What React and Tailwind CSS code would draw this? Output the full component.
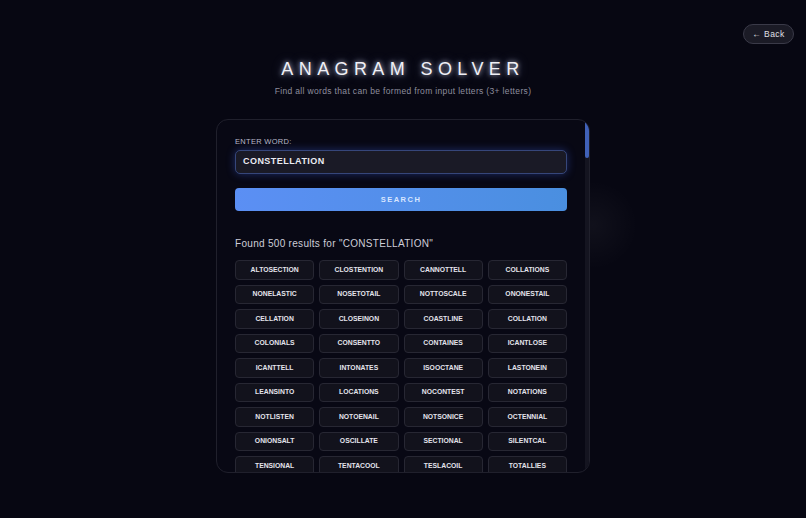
import React from 'react';

// Words visible at the top of the results list
const words = [
    'ALTOSECTION', 'CLOSTENTION', 'CANNOTTELL', 'COLLATIONS',
    'NONELASTIC', 'NOSETOTAIL', 'NOTTOSCALE', 'ONONESTAIL',
    'CELLATION', 'CLOSEINON', 'COASTLINE', 'COLLATION',
    'COLONIALS', 'CONSENTTO', 'CONTAINES', 'ICANTLOSE',
    'ICANTTELL', 'INTONATES', 'ISOOCTANE', 'LASTONEIN',
    'LEANSINTO', 'LOCATIONS', 'NOCONTEST', 'NOTATIONS',
    'NOTLISTEN', 'NOTOENAIL', 'NOTSONICE', 'OCTENNIAL',
    'ONIONSALT', 'OSCILLATE', 'SECTIONAL', 'SILENTCAL',
    'TENSIONAL', 'TENTACOOL', 'TESLACOIL', 'TOTALLIES',
];

const font = { fontFamily: '"Liberation Sans", Arial, sans-serif' };

const WordChip = ({ word }) => (
    <div className="h-[19.5px] flex items-center justify-center rounded-[4px] border border-[#272733] bg-[#12121c] text-[6.8px] font-bold text-[#e4e4ec]">
        {word}
    </div>
);

export default function App() {
    return (
        <div className="relative min-h-screen overflow-hidden bg-[#070712] text-white" style={font}>
            {/* faint glow blob next to the card */}
            <div className="pointer-events-none absolute left-[548px] top-[180px] h-[90px] w-[90px] rounded-full bg-[radial-gradient(circle,rgba(255,255,255,0.04)_0%,rgba(255,255,255,0)_70%)]"></div>

            {/* Top bar */}
            <div className="flex justify-end pt-[24px] pr-[12px]">
                <button className="h-[20px] w-[51px] rounded-full border border-[#3a3a48] bg-[#1b1b26] text-[8.5px] tracking-[0.05em] text-[#e0e0e8]">
                    ← Back
                </button>
            </div>

            <div className="flex flex-col items-center">
                <h1 className="mt-[14px] text-[18px] leading-[22px] font-normal tracking-[0.3em] text-[#f0f0f6] [text-shadow:0_0_5px_rgba(230,235,255,0.8),0_0_12px_rgba(170,190,255,0.4)]">
                    ANAGRAM SOLVER
                </h1>
                <p className="mt-[5px] text-[8.5px] leading-[12px] tracking-[0.04em] text-[#8e8e9e]">
                    Find all words that can be formed from input letters (3+ letters)
                </p>

                {/* Results card (scrolls in the app; shown at its top here) */}
                <div className="relative mt-[22px] mb-[46px] h-[354px] w-[374px] overflow-hidden rounded-[12px] border border-[#20202c] bg-[#080814] pl-[18px] pr-[22px] pt-[17px]">
                    <label className="block text-[7.5px] leading-[10px] tracking-[0.04em] text-[#b8b8c8]">
                        ENTER WORD:
                    </label>
                    <div className="mt-[3px] h-[24px] flex items-center rounded-[5px] border border-[#36467a] bg-[#1a1a26] px-[7px] text-[9px] font-semibold tracking-[0.05em] text-[#ececf2] shadow-[0_0_8px_rgba(70,110,255,0.35)]">
                        CONSTELLATION
                    </div>
                    <button className="mt-[14px] h-[23px] w-full rounded-[4px] bg-gradient-to-r from-[#5b8ff4] to-[#4a8fe0] text-[7.5px] font-bold tracking-[0.2em] text-[#d8e6ff]">
                        SEARCH
                    </button>

                    <p className="mt-[27px] text-[10px] leading-[12px] tracking-[0.03em] text-[#cdcdd8]">
                        Found 500 results for "CONSTELLATION"
                    </p>

                    <div className="mt-[10px] grid grid-cols-4 gap-[5px]">
                        {words.map((w, i) => (
                            <WordChip key={i} word={w} />
                        ))}
                    </div>

                    {/* scrollbar */}
                    <div className="absolute right-0 top-0 bottom-0 w-[4px] bg-[#141420]">
                        <div className="h-[38px] w-full rounded-full bg-[#4061b8]"></div>
                    </div>
                </div>
            </div>
        </div>
    );
}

## What is being asked:
What is the number of lines that hold the string "React"? Give it alone.

## Exercise answer:
2